── Data shown

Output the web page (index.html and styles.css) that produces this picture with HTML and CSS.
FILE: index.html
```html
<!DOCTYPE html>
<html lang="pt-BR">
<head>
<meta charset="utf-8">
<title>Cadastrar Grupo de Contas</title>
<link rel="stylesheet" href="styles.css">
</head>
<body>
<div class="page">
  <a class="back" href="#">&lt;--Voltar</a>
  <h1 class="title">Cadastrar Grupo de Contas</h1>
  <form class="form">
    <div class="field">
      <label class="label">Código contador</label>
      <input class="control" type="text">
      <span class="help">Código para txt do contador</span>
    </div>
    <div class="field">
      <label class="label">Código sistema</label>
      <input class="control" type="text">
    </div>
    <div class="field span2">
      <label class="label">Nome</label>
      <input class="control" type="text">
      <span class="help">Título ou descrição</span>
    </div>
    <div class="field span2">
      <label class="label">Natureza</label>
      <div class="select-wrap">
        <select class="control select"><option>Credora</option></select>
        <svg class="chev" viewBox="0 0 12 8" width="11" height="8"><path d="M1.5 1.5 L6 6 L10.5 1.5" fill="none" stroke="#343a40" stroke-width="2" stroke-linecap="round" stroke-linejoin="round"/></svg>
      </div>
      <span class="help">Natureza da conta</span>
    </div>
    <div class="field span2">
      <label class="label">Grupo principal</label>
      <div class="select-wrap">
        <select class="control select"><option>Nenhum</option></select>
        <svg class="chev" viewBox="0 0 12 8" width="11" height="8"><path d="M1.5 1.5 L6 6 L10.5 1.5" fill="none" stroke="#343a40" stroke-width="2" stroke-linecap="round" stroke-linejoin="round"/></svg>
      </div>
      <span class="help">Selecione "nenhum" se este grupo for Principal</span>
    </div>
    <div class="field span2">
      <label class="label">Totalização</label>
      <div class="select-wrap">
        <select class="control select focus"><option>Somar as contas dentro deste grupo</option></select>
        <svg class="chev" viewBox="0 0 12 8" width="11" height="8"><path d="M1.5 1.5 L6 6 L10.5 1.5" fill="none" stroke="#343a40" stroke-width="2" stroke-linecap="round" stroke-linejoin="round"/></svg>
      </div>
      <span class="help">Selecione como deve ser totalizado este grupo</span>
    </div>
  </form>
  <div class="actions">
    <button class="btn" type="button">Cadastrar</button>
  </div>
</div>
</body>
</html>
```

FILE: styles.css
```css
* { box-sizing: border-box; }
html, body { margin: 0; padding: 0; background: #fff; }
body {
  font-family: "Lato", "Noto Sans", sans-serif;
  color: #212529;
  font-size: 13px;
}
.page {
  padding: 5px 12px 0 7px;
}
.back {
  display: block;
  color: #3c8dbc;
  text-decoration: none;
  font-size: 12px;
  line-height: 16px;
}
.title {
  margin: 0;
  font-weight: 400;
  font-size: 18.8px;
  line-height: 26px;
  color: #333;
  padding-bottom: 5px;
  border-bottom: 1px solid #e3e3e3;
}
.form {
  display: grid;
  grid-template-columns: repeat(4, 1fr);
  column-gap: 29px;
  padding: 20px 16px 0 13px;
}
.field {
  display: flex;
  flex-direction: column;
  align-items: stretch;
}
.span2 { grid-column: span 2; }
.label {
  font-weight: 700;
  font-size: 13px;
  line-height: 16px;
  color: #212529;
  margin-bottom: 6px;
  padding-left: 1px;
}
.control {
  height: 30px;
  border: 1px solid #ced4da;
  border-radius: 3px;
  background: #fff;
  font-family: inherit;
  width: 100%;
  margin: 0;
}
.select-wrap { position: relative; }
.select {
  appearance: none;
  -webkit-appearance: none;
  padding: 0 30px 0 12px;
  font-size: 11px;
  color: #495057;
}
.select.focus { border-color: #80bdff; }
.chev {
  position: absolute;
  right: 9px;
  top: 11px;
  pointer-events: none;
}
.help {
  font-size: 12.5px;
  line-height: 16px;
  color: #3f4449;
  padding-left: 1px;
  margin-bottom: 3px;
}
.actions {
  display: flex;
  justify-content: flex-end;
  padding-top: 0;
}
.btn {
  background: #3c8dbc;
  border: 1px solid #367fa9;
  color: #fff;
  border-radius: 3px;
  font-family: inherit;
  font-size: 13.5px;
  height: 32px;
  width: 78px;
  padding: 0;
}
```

────

**The task**
Lines that hold "page" are the ones to copy; find all of them.

**Solution to this exercise**
Output the web page (index.html and styles.css) that produces this picture with HTML and CSS.
<div class="page">
.page {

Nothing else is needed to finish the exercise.